Completely absent from Kim and Sotomayor’s discussion of how “race” was present in the hearing are Hawley’s strenuous efforts to link Jackson to child pornography, a massive bit of hypocrisy from a senator who has repeatedly voted to confirm judges who had previously imposed sentences similar to those he was castigating Jackson for and who himself, as a prosecutor, gave one sexual offender a plea deal involving no jail time. But a strategic bit of hypocrisy from someone who knows that the audience that matters to him—Fox News and its viewership—will never, ever call it out or care.
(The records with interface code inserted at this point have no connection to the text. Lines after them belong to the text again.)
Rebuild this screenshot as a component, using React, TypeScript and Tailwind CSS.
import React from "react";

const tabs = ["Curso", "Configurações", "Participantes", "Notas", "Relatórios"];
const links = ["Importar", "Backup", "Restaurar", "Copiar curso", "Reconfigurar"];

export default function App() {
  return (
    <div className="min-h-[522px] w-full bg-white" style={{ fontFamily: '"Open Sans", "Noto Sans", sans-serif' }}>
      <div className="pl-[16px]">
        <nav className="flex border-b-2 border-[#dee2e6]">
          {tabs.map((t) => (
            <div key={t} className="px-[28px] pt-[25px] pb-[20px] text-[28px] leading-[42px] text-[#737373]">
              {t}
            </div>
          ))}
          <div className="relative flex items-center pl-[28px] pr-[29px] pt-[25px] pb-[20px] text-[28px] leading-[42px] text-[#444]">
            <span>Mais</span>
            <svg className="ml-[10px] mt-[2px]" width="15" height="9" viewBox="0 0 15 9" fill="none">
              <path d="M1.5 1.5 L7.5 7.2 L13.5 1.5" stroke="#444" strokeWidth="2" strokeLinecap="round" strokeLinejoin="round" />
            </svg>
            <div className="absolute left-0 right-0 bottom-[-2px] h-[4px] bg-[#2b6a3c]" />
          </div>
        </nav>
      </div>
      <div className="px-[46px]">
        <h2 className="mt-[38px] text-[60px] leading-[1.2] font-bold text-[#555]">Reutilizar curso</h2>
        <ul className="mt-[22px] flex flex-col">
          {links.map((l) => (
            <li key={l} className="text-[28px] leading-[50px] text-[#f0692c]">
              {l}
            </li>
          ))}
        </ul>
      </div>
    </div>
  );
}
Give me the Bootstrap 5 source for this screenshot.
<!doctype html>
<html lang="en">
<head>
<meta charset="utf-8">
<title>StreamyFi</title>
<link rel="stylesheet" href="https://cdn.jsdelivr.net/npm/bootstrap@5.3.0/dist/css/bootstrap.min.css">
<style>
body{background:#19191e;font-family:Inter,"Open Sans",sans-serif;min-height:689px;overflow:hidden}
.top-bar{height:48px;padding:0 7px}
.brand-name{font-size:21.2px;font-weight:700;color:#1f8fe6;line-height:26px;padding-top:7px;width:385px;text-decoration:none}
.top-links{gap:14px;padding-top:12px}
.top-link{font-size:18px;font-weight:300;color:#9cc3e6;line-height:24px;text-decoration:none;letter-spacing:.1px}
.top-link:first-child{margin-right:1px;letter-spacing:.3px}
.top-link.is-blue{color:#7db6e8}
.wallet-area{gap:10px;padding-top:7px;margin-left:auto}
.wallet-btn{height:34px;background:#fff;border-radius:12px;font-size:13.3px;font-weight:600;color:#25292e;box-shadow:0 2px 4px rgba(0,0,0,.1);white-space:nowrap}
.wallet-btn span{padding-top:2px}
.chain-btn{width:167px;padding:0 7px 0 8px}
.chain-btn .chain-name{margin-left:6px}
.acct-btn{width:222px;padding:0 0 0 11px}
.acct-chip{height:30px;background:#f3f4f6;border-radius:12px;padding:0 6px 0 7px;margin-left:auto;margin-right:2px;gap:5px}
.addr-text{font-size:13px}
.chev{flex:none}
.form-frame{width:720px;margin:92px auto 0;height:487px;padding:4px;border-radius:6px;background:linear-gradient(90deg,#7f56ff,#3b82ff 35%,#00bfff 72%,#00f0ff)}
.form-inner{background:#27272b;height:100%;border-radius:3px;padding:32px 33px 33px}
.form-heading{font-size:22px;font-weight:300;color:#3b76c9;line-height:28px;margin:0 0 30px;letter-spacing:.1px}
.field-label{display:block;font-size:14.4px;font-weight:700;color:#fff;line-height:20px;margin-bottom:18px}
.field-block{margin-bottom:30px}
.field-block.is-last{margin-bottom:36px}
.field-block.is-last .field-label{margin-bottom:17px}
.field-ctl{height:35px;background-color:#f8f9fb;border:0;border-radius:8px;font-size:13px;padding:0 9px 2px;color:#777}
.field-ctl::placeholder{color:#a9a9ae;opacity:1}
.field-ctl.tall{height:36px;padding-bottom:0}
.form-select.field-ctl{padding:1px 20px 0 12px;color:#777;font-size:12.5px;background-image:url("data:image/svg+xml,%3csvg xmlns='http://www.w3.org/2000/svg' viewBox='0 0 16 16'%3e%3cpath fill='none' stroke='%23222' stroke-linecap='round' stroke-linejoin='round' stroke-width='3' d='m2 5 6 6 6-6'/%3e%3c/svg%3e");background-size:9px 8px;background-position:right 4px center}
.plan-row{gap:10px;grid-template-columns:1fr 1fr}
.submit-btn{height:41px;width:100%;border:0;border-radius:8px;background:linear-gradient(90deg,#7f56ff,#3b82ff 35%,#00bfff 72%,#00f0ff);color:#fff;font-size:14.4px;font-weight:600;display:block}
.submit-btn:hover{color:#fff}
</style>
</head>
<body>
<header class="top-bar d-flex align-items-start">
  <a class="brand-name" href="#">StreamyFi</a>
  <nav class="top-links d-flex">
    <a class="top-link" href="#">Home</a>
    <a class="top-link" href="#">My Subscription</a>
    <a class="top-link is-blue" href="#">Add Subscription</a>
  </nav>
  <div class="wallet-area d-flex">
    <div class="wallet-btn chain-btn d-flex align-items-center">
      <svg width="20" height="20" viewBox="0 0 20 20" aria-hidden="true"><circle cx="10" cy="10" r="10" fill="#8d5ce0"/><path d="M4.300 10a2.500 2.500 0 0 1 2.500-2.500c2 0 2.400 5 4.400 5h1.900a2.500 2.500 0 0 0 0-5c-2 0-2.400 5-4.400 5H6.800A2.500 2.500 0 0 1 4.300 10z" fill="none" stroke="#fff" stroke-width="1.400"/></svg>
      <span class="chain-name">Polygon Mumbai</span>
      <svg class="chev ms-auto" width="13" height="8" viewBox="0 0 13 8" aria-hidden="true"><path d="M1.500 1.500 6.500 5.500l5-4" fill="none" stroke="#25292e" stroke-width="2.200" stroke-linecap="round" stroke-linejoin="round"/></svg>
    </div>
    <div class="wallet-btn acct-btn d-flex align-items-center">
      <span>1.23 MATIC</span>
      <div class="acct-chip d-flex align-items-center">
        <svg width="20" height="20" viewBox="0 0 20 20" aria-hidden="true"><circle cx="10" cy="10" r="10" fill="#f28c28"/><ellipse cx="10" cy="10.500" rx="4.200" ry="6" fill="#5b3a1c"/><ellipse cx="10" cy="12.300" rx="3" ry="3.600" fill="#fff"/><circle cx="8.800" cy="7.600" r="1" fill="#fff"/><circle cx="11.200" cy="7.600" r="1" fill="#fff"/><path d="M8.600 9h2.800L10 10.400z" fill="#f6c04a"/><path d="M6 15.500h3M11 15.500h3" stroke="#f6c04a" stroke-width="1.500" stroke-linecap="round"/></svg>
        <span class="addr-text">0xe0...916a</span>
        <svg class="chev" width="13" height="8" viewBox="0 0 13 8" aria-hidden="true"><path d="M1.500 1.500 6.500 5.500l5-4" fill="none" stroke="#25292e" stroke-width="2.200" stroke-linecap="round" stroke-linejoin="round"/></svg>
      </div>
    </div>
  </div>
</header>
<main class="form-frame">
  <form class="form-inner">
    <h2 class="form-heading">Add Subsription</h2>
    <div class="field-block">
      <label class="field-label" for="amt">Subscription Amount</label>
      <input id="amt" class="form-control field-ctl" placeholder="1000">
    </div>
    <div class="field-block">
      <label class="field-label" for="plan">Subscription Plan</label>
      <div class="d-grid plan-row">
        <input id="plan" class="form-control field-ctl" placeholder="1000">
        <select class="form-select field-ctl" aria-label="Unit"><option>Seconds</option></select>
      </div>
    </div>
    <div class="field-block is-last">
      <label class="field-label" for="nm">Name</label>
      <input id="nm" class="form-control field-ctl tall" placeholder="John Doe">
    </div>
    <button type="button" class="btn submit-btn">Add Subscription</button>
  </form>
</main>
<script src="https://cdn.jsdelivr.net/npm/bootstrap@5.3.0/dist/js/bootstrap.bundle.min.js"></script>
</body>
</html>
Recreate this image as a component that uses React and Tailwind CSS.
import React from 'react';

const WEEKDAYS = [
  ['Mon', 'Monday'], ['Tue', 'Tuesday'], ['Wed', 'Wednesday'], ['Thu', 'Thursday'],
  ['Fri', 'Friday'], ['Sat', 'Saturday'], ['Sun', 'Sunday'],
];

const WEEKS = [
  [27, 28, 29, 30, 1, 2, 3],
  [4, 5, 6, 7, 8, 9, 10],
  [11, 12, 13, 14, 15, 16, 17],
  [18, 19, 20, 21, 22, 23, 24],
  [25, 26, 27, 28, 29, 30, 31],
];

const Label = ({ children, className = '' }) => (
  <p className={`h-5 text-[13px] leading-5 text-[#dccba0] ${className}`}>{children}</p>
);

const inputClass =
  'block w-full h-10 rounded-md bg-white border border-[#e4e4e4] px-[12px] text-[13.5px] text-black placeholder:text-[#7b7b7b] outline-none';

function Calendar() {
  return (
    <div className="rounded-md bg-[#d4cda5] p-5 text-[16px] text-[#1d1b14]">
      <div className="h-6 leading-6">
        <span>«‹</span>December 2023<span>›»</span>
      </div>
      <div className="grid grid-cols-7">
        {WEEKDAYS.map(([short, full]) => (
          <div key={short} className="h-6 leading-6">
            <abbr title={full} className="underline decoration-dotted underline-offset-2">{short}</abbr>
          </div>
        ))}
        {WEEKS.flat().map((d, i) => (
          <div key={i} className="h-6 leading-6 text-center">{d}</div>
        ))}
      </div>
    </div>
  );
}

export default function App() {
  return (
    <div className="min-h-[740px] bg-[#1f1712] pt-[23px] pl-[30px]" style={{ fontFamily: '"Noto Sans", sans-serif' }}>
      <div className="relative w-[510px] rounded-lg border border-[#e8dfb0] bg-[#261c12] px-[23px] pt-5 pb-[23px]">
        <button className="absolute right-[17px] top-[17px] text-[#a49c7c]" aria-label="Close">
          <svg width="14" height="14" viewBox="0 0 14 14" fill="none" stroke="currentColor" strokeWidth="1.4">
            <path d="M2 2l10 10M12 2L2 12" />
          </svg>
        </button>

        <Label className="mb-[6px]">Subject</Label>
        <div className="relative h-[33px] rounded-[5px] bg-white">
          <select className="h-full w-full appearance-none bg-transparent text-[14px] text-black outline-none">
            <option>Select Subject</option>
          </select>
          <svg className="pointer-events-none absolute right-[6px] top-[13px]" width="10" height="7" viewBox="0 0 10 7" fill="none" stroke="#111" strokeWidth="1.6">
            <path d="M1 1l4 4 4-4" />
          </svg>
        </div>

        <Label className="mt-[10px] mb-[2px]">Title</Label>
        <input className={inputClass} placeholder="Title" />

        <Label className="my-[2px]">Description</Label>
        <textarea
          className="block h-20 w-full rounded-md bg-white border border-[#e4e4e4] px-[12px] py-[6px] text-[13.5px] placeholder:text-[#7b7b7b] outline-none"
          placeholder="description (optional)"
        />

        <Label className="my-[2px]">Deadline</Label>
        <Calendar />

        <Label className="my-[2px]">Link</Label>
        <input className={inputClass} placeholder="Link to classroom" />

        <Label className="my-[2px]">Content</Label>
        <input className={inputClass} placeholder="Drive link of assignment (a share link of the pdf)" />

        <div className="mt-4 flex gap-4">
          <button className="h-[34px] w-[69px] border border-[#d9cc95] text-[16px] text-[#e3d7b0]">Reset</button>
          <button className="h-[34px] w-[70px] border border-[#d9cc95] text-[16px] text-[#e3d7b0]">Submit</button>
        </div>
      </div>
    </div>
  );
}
All of this is not just “race” mysteriously hovering over the proceedings. And it is not the same as Democrats celebrating Jackson’s achievements in the knowledge that, as Sen. Cory Booker said, “You got here how every Black woman in America has gotten anywhere has done. By being—like Ginger Rogers said, ‘I did everything Fred Astaire did, but backwards and in high heels.’” Kim and Sotomayor work as hard to establish that false equivalency between Democrats’ celebrations of Jackson and Republican racist attacks on her as Republicans did to tie Jackson to crime and critical race theory, and it’s just as false. Booker and Sen. Alex Padilla would not have had to spend the time they did talking about the importance of race in this nomination and lifting up Jackson if Republicans had not been working so hard to drag her into the mud. Booker was crystal clear on that, saying, “I’m not letting anybody in the Senate steal my joy,” words he would not have had to say if several people in the Senate hadn’t been trying so very hard. The most substantive Democratic discussions of Jackson’s race were not things that just happened because race was there, hovering mysteriously. They were reactive, because Republican racism was there, being spewed out in great bursts.
This confirmation hearing was an offense, an abomination, a grinding of acid into a gaping wound in U.S. society and history. And The Washington Post is letting that stand as business as usual.